A coalition of transparency advocacy groups filed a Freedom of Information Act (FOIA) request to compel President Trump's protective detail to turn over the names of individuals that he is meeting.
The scope of the FOIA action includes visitor names and the dates they met with the President at the White House and at other Trump residences: Mar-a-Lago in Florida, and Trump Tower in New York.
The lawsuit was initiated by the liberal non-profit group Citizens for Responsibility and Ethics in Washington (CREW). The National Security Archive and Columbia University's Knight First Amendment Institute are plaintiffs alongside CREW.
The US Secret Service, under the purview of the Department of Homeland Security, maintains the logs. The agency, according to CREW, "has refused to turn them over in response to FOIA requests."
CREW's Executive Director Noah Bookbinder said in a press release that that they "had no choice but to sue."
"We hoped that the Trump administration would follow the precedent of the Obama administration and continue to release visitor logs, but unfortunately they have not," he added.

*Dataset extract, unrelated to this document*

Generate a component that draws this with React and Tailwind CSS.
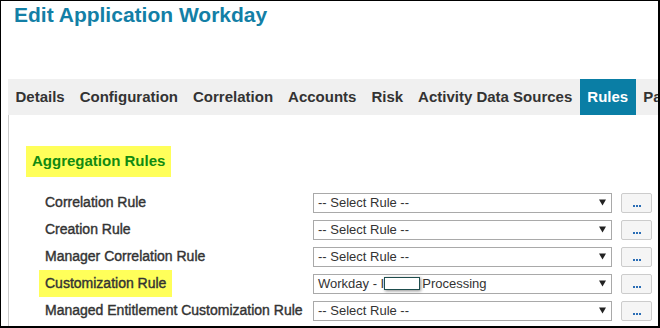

Former President Obama, several months into his first term, agreed to release White House visitor logs on a monthly basis, following a similar lawsuit by CREW. The group is now seeking those same records, in addition to the comings-and-goings at Trump's private properties in Manhattan and Palm Beach.
National Security Archive Director Tom Blanton noted that "President Obama routinely released the data we're seeking with no damage to presidential privilege."
The lawsuit includes a request for records dating back to the Obama administration. The FOIA request was first made on January 23, seeking records about a Mexican delegation that visited the White House prior to Trump's inauguration.
Referenced in the legal filing is a letter that eight Democratic Senators wrote to the White House in March, calling on it to continue to the Obama administration's tradition of rolling visitor log releases. The lawmakers also inquired with Secret Service about the screening measures for private members of Mar-a-Lago.
Their letter specifically mentioned an incident at one of Trump's golf clubs in Bedminster, NJ, when audio leaked of then President-elect Trump "inviting members to 'come around' as he interviews people to serve in his administration."
Democrats have been raising the issue of Trump's associations both during the transition period, as guests were shuffled in and out of Trump Towers to meet the incoming President, and after he assumed office.
Adding fuel to suspicions about Trump's contacts is an active FBI investigation announced last month by James Comey. The Bureau's director informed Congress that federal investigators are looking into whether associates of Trump's presidential campaign were coordinating with alleged Russian efforts to interfere in the US presidential election.